36. However, no non-competition agreements had been executed in connection with the Forum and Paxton transactions. Moreover, the Board of Directors of International had never approved any non-competition agreements, and Forum and Paxton had never requested such agreements.  

37. None of the Respondents disclosed the Forum and Paxton Payments in the proxy questionnaires that they completed relating to International’s 2001 fiscal year.  

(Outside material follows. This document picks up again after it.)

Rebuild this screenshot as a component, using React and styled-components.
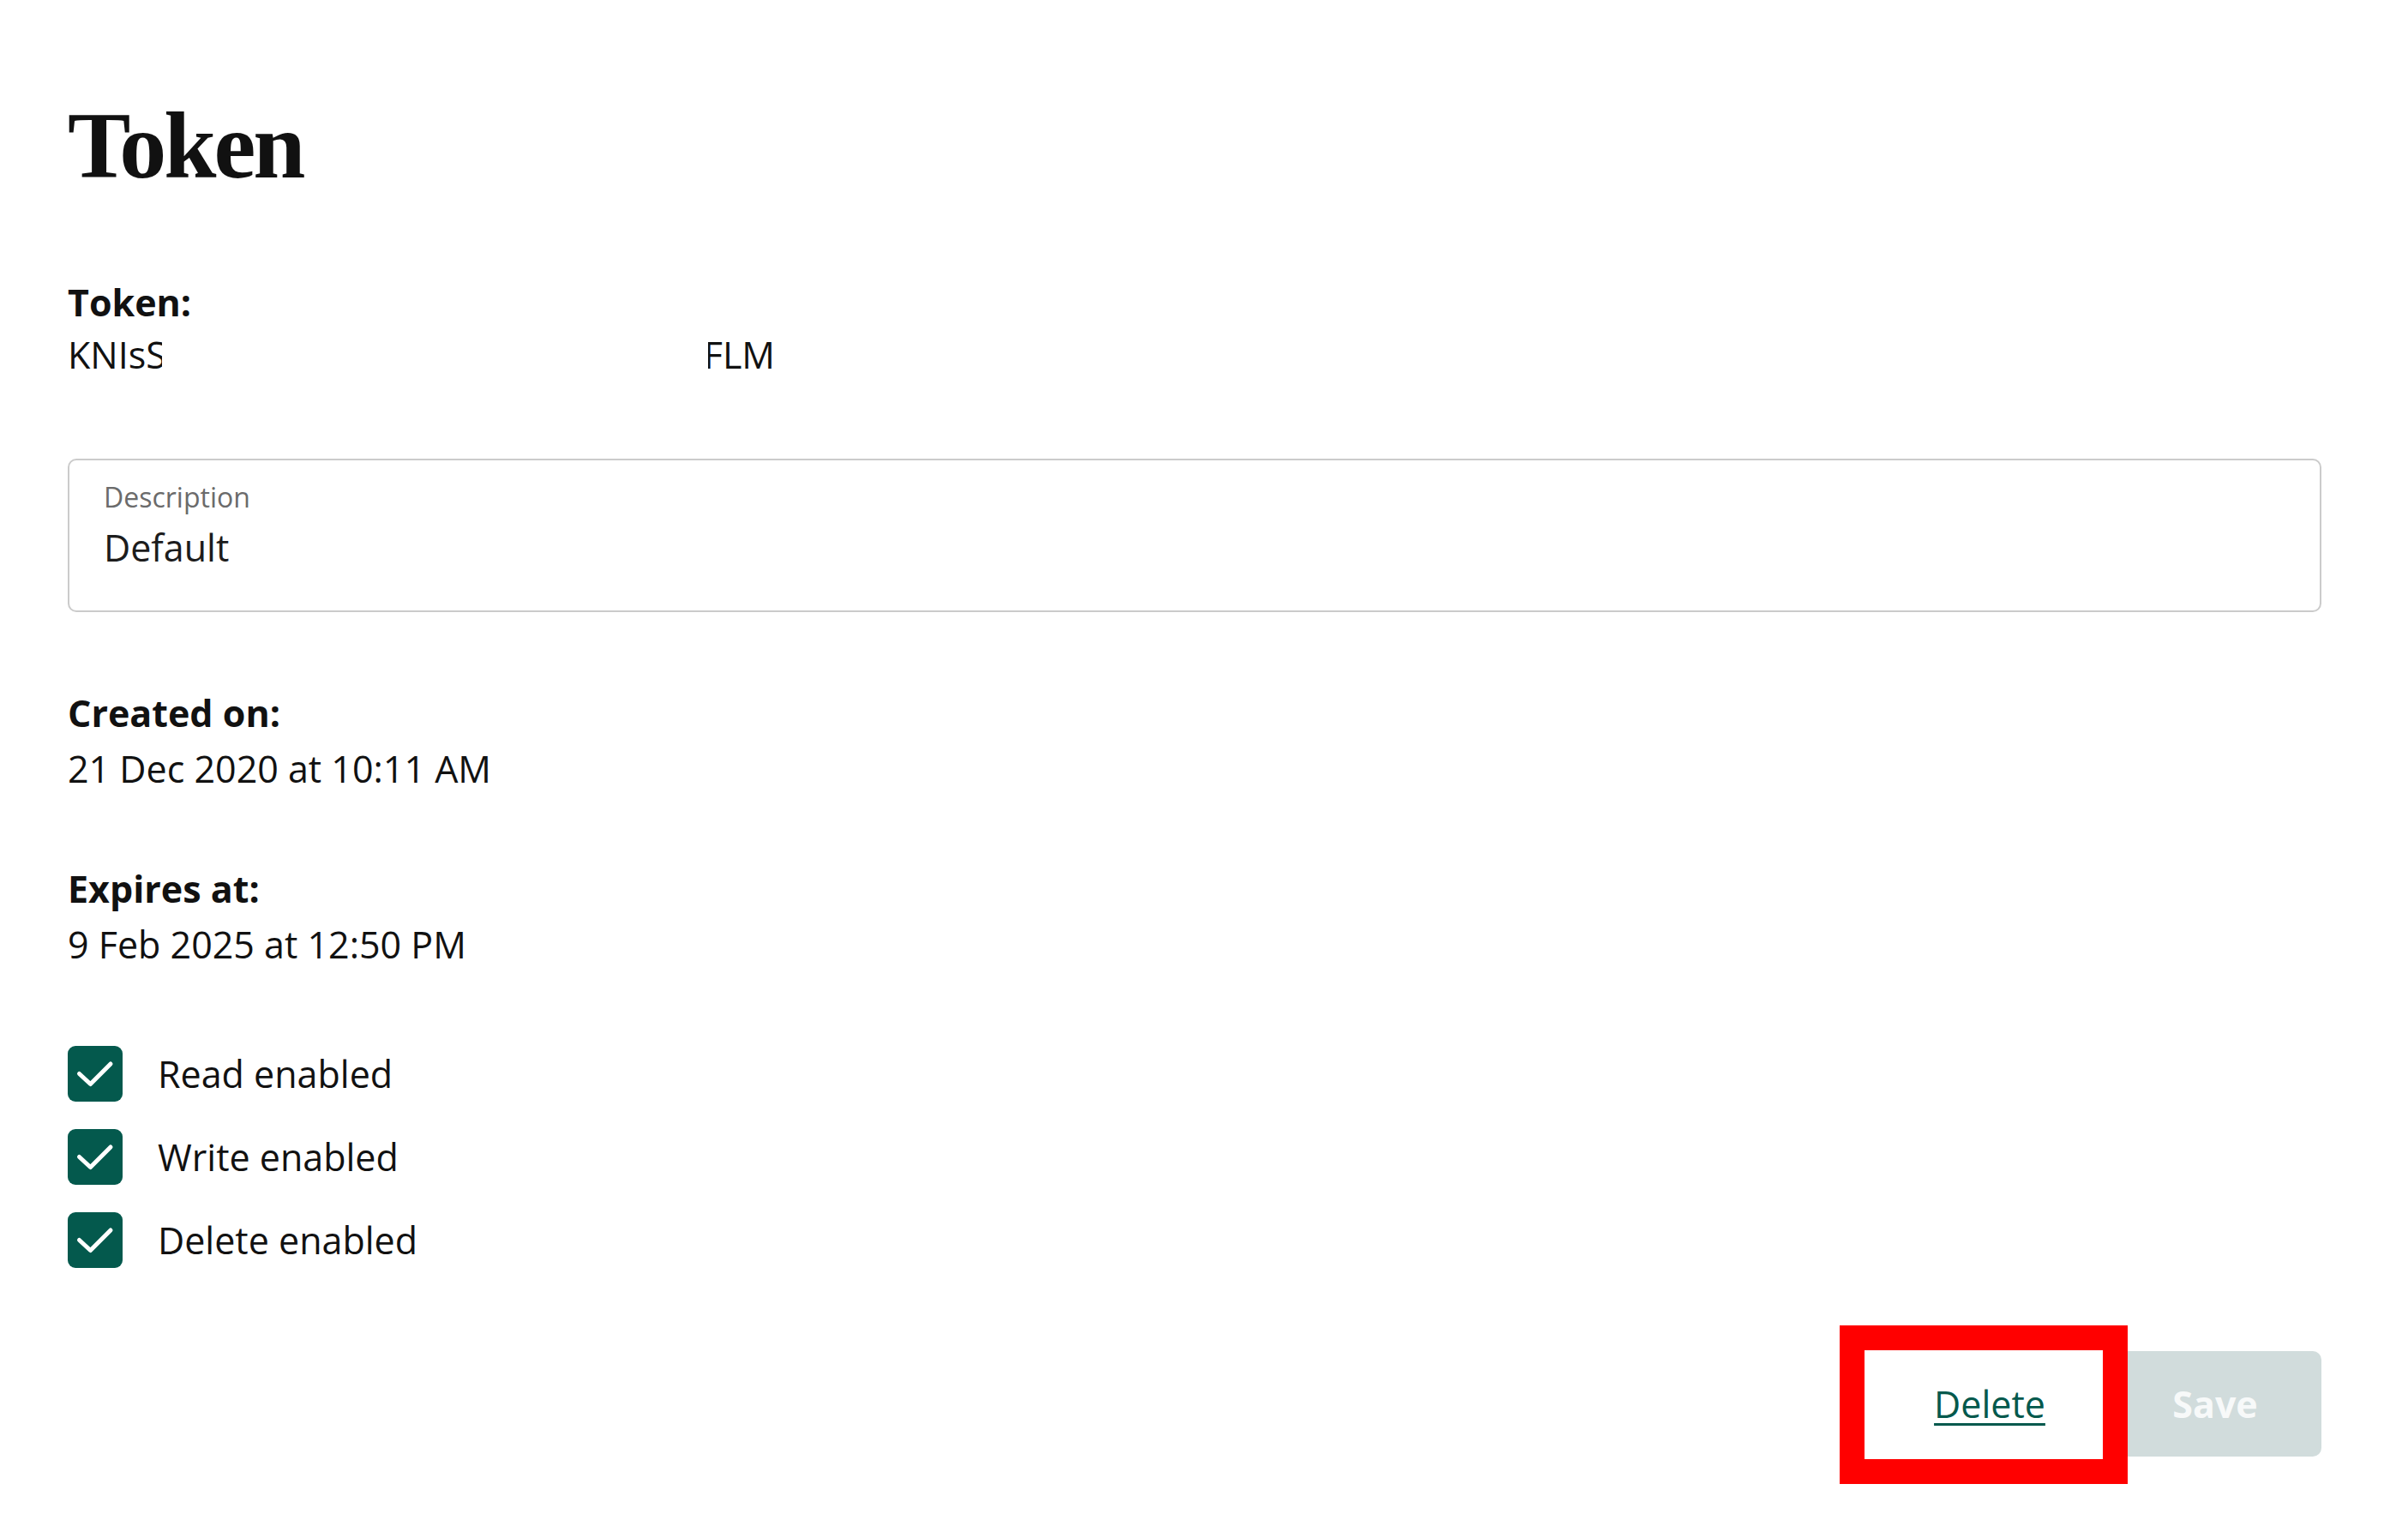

38. In addition, none of the Respondents accurately disclosed the Forum and Paxton Payments in the annual 10-K report filed by International with the SEC for its 2001 fiscal year. The 10-K report disclosed that a $600,000 payment had been made to Black and senior executives, but represented that the payments were made “to satisfy a closing condition” involving the sales of United States newspaper properties and were made pursuant to non-competition agreements with the buyers. The filing further represented that the Forum and Paxton Payments were made with the approval of International’s independent Directors. All of these representations were false.  

(c) Black’s Obstruction of Justice

39. In May of 2007, Black removed 13 boxes of documents from Hollinger’s Toronto offices in an attempt to conceal the documents from official proceedings. Specifically, the boxes included documents pertinent to ongoing criminal and SEC proceedings that culminated in the convictions and civil judgments described above.  

Conduct Contrary to the Public Interest

40. The facts set out above authorize the Commission to make an Order against each of the Respondents pursuant to section 127(10) of the Act. 

41. In addition, by engaging in the conduct described above, each of the Respondents acted in a manner contrary to the public interest, and an order is warranted pursuant to section 127(1) of the Act. 

42. Staff reserves the right to make such other allegations as it may advise and the Commission may permit. 


DATED at Toronto this 12th day of July, 2013.